Předmět na Filozofická fakulta |
ARS500201

Tento text není v aktuálním jazyce dostupný. Zobrazuje se verze "en".Sylabus

1. Cold War Legacies and Gorbachev New Thinking

2. Key principles of Yeltsin’s Foreign Policy

3. Russian-American relations under Yeltsin

4. Russian-European relations under Yeltsin: Yugoslavian wars, EU, Central Europe

5. Russian policy of Near Abroad

6. Russian policy towards Asia and Middle East in Yeltsin times

7. Key principles of Foreign Policy in Putin/Medvedev era

8. Russian-American relations in Putin Era: from pragmatic cooperation to hostility

9. Russian-European (EU) relations in Putin Era

10. Russian-Chinese and Russian-Middle Eastern relations in Putin era

11. Russian Eurasian policy

12. Russian-Ukrainian conflict

13. Role of International organizations in Russian foreign policy strategies

Anotace

The course will discuss the development of Russian foreign policy from the collapse of the Soviet Union in 1991 to the present, i.e. Russia’s foreign policy strategies under Boris Yeltsin, Vladimir Putin and Dmitry Medvedev.

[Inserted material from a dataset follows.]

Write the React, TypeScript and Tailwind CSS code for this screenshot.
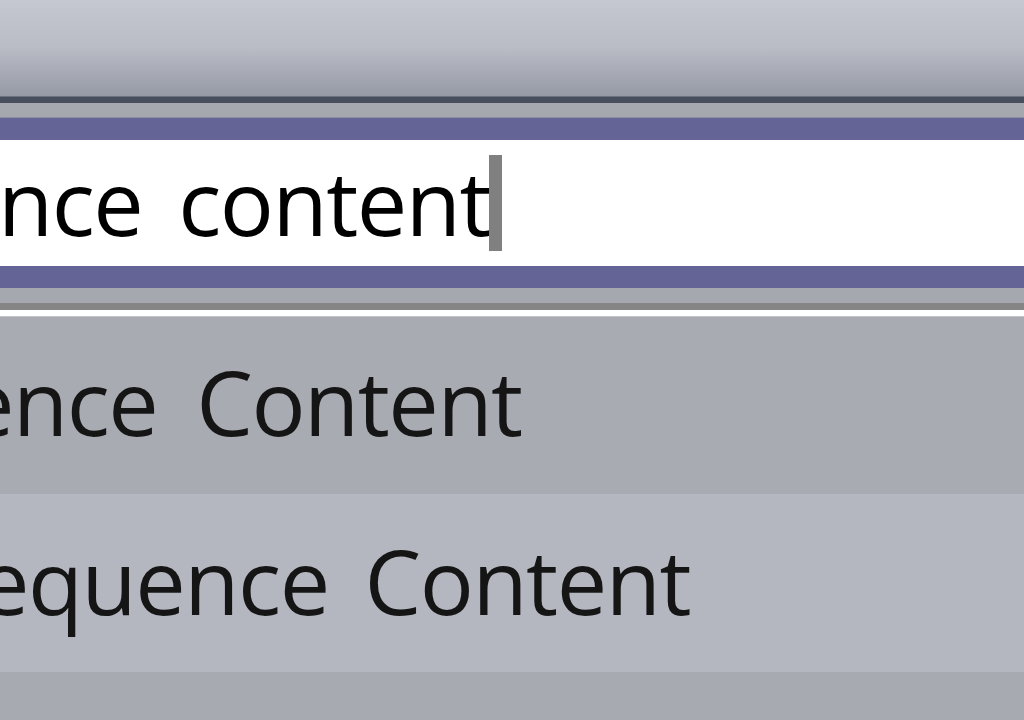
export default function App() {
	const font = { fontFamily: '"Open Sans", "Noto Sans", sans-serif' }

	return (
		<div className="h-[720px] w-[1024px] overflow-hidden flex flex-col bg-[#a8aab2]" style={font}>
			{/* title bar */}
			<div className="h-[96px] bg-gradient-to-b from-[#c5c8d0] via-[#b9bcc5] to-[#969aa5]" />
			<div className="h-[7px] bg-[#474f5f] border-t border-[#6b7180]" />
			<div className="h-[15px] bg-[#a6a8af] border-b border-[#8d8ea6]" />

			{/* search field */}
			<div className="h-[22px] bg-[#646496]" />
			<div className="h-[126px] bg-white overflow-hidden pt-[16px] flex">
				<span className="text-[90px] leading-[90px] tracking-[-1.5px] [word-spacing:14px] text-black whitespace-nowrap ml-[-2px]">
					nce content
				</span>
				<span className="w-[13px] h-[96px] bg-[#808080] ml-[-1px] -mt-[1px] shrink-0" />
			</div>
			<div className="h-[22px] bg-[#646496]" />
			<div className="h-[15px] bg-[#a6a8af]" />
			<div className="h-[7px] bg-[#858585]" />
			<div className="h-[7px] bg-white border-b border-[#c2c3c8]" />

			{/* results */}
			<div className="h-[177px] bg-[#a9abb3] overflow-hidden pt-[39px] flex">
				<span className="text-[90px] leading-[90px] tracking-[-1.5px] [word-spacing:17px] text-[#151515] whitespace-nowrap ml-[-36px]">
					ence Content
				</span>
			</div>
			<div className="h-[178px] bg-[#b5b7c0] overflow-hidden pt-[41px] flex">
				<span className="text-[90px] leading-[90px] tracking-[-1.5px] [word-spacing:14px] text-[#151515] whitespace-nowrap ml-[-21px]">
					equence Content
				</span>
			</div>
			<div className="flex-1 bg-[#a8aab2]" />
		</div>
	)
}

Attention will be paid to its transformation after the end of the Cold War, when Russia lost its status as one of the two superpowers and faced, at first, mainly American unilateral dominance in world politics and later the rise of other powers such as China, India and others. Russia had already faced these new challenges under Boris

Yeltsin, when it promoted a multilateral policy in opposition to US unilateralism, sought to strengthen its role in the world as a regional power, and built friendly and commercial relations with its partners, which increasingly included China, India, Iran and others. From the outset, Russia also sought to strengthen its dominant position in the former republics of the Soviet Union under the so-called Near Abroad policy and to strengthen its nuclear capability. Much attention will be paid to Russia’s foreign policy under Vladimir Putin, when efforts to balance efforts towards the West (especially the United States and the European Union) and East (China, India, Eurasian policy) have increasingly turned into a hostile stance towards the West, especially since Putin’s third presidential term in 2012. The events following the so-called Euromaidan, when Russia annexed Crimea and occupied parts of the eastern territories of Ukraine, were a landmark. However, the course will also look at other important relations, such as those towards the Middle East, Central Asia, the Far East, etc., in the form of case studies.

The course is divided into lecture and seminar part (1+1). Lectures will introduce main aspects and principles of

Russian foreign policy by the lecturer and open the space for seminar part, which include discussions over key documents and sources of Russian foreign policy supplemented by scholarly articles of experts in the field.

Students will be required to be acquainted in advance of each lecture/seminar with the pre-announced documents and sources (approximately 20-25 pages) and able to discuss them during seminar part of the course. Activity of students and their ability to discuss the questions during seminar part will consist 30 % of their final grade, while 70 % will consist final essay (2.000 words).